→ **DATASET CONTENT**:
↓

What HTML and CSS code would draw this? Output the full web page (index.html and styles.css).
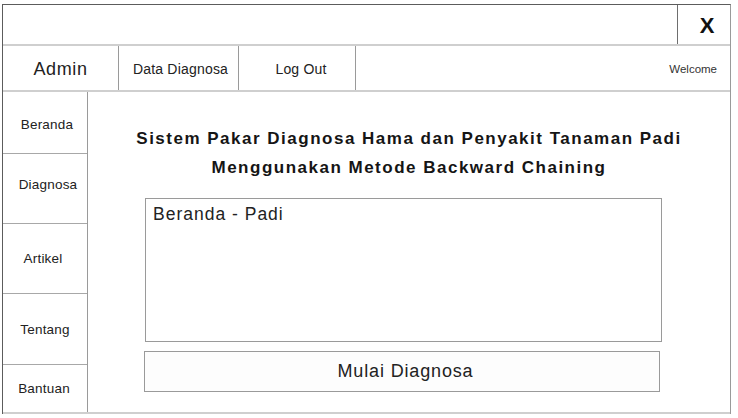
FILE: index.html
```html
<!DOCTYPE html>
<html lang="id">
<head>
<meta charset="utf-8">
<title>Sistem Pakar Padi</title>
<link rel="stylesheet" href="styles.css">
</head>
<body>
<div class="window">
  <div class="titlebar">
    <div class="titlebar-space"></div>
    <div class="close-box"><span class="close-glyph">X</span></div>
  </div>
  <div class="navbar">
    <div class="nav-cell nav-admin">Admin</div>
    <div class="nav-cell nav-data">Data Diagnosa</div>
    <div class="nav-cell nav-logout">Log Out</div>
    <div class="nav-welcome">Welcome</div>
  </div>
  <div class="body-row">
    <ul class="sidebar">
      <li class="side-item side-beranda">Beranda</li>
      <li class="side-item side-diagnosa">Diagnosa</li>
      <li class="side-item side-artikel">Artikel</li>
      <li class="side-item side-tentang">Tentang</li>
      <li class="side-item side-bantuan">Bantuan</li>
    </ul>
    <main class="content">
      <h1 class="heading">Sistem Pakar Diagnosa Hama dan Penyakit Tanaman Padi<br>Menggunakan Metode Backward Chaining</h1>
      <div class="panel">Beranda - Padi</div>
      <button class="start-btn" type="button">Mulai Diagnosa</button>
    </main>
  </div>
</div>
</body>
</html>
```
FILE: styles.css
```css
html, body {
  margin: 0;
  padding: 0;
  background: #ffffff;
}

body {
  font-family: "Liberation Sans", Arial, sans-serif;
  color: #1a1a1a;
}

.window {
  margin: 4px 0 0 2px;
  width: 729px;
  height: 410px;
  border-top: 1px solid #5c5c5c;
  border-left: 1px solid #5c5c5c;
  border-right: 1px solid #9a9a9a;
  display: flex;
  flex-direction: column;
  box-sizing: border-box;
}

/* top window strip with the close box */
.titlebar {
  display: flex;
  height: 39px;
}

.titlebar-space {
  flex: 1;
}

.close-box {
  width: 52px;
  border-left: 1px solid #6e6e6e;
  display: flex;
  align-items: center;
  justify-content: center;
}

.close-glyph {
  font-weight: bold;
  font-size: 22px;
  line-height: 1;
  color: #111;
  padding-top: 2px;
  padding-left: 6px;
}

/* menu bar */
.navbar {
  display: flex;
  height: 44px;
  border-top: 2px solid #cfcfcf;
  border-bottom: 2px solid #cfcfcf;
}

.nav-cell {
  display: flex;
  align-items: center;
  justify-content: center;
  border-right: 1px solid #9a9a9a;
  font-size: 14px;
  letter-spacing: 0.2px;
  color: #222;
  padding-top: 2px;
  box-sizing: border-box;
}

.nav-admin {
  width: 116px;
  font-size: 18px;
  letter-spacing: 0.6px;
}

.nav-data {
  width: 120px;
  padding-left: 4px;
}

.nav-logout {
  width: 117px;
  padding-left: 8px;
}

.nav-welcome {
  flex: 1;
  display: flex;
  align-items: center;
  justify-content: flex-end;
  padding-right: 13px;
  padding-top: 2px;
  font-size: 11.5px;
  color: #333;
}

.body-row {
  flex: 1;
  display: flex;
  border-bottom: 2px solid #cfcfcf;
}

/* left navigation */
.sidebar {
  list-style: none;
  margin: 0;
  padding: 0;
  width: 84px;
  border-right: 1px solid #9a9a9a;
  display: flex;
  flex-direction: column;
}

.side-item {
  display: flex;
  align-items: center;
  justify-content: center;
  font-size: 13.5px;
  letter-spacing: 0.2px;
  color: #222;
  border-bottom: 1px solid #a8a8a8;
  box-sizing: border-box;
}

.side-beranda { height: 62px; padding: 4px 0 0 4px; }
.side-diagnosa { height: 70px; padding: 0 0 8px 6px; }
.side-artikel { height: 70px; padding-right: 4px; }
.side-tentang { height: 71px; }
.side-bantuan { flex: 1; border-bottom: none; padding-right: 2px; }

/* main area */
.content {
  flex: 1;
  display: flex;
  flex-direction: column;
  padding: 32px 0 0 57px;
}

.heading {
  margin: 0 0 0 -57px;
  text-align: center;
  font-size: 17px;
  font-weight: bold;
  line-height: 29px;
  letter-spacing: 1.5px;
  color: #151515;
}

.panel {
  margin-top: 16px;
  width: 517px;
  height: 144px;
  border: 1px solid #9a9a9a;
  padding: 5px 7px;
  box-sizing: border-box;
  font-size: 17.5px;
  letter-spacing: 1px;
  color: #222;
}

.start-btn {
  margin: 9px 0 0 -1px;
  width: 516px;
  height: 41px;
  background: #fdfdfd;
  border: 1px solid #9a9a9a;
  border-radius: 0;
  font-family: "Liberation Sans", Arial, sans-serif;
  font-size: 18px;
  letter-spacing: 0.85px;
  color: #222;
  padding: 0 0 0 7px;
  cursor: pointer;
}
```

↑

→ **WHAT TO WORK ON**:
Set every line down exactly as written, leaving each picture out.

→ **WRITTEN ANSWER**:
What HTML and CSS code would draw this? Output the full web page (index.html and styles.css).
FILE: index.html
```html
<!DOCTYPE html>
<html lang="id">
<head>
<meta charset="utf-8">
<title>Sistem Pakar Padi</title>
<link rel="stylesheet" href="styles.css">
</head>
<body>
<div class="window">
  <div class="titlebar">
    <div class="titlebar-space"></div>
    <div class="close-box"><span class="close-glyph">X</span></div>
  </div>
  <div class="navbar">
    <div class="nav-cell nav-admin">Admin</div>
    <div class="nav-cell nav-data">Data Diagnosa</div>
    <div class="nav-cell nav-logout">Log Out</div>
    <div class="nav-welcome">Welcome</div>
  </div>
  <div class="body-row">
    <ul class="sidebar">
      <li class="side-item side-beranda">Beranda</li>
      <li class="side-item side-diagnosa">Diagnosa</li>
      <li class="side-item side-artikel">Artikel</li>
      <li class="side-item side-tentang">Tentang</li>
      <li class="side-item side-bantuan">Bantuan</li>
    </ul>
    <main class="content">
      <h1 class="heading">Sistem Pakar Diagnosa Hama dan Penyakit Tanaman Padi<br>Menggunakan Metode Backward Chaining</h1>
      <div class="panel">Beranda - Padi</div>
      <button class="start-btn" type="button">Mulai Diagnosa</button>
    </main>
  </div>
</div>
</body>
</html>
```
FILE: styles.css
```css
html, body {
  margin: 0;
  padding: 0;
  background: #ffffff;
}

body {
  font-family: "Liberation Sans", Arial, sans-serif;
  color: #1a1a1a;
}

.window {
  margin: 4px 0 0 2px;
  width: 729px;
  height: 410px;
  border-top: 1px solid #5c5c5c;
  border-left: 1px solid #5c5c5c;
  border-right: 1px solid #9a9a9a;
  display: flex;
  flex-direction: column;
  box-sizing: border-box;
}

/* top window strip with the close box */
.titlebar {
  display: flex;
  height: 39px;
}

.titlebar-space {
  flex: 1;
}

.close-box {
  width: 52px;
  border-left: 1px solid #6e6e6e;
  display: flex;
  align-items: center;
  justify-content: center;
}

.close-glyph {
  font-weight: bold;
  font-size: 22px;
  line-height: 1;
  color: #111;
  padding-top: 2px;
  padding-left: 6px;
}

/* menu bar */
.navbar {
  display: flex;
  height: 44px;
  border-top: 2px solid #cfcfcf;
  border-bottom: 2px solid #cfcfcf;
}

.nav-cell {
  display: flex;
  align-items: center;
  justify-content: center;
  border-right: 1px solid #9a9a9a;
  font-size: 14px;
  letter-spacing: 0.2px;
  color: #222;
  padding-top: 2px;
  box-sizing: border-box;
}

.nav-admin {
  width: 116px;
  font-size: 18px;
  letter-spacing: 0.6px;
}

.nav-data {
  width: 120px;
  padding-left: 4px;
}

.nav-logout {
  width: 117px;
  padding-left: 8px;
}

.nav-welcome {
  flex: 1;
  display: flex;
  align-items: center;
  justify-content: flex-end;
  padding-right: 13px;
  padding-top: 2px;
  font-size: 11.5px;
  color: #333;
}

.body-row {
  flex: 1;
  display: flex;
  border-bottom: 2px solid #cfcfcf;
}

/* left navigation */
.sidebar {
  list-style: none;
  margin: 0;
  padding: 0;
  width: 84px;
  border-right: 1px solid #9a9a9a;
  display: flex;
  flex-direction: column;
}

.side-item {
  display: flex;
  align-items: center;
  justify-content: center;
  font-size: 13.5px;
  letter-spacing: 0.2px;
  color: #222;
  border-bottom: 1px solid #a8a8a8;
  box-sizing: border-box;
}

.side-beranda { height: 62px; padding: 4px 0 0 4px; }
.side-diagnosa { height: 70px; padding: 0 0 8px 6px; }
.side-artikel { height: 70px; padding-right: 4px; }
.side-tentang { height: 71px; }
.side-bantuan { flex: 1; border-bottom: none; padding-right: 2px; }

/* main area */
.content {
  flex: 1;
  display: flex;
  flex-direction: column;
  padding: 32px 0 0 57px;
}

.heading {
  margin: 0 0 0 -57px;
  text-align: center;
  font-size: 17px;
  font-weight: bold;
  line-height: 29px;
  letter-spacing: 1.5px;
  color: #151515;
}

.panel {
  margin-top: 16px;
  width: 517px;
  height: 144px;
  border: 1px solid #9a9a9a;
  padding: 5px 7px;
  box-sizing: border-box;
  font-size: 17.5px;
  letter-spacing: 1px;
  color: #222;
}

.start-btn {
  margin: 9px 0 0 -1px;
  width: 516px;
  height: 41px;
  background: #fdfdfd;
  border: 1px solid #9a9a9a;
  border-radius: 0;
  font-family: "Liberation Sans", Arial, sans-serif;
  font-size: 18px;
  letter-spacing: 0.85px;
  color: #222;
  padding: 0 0 0 7px;
  cursor: pointer;
}
```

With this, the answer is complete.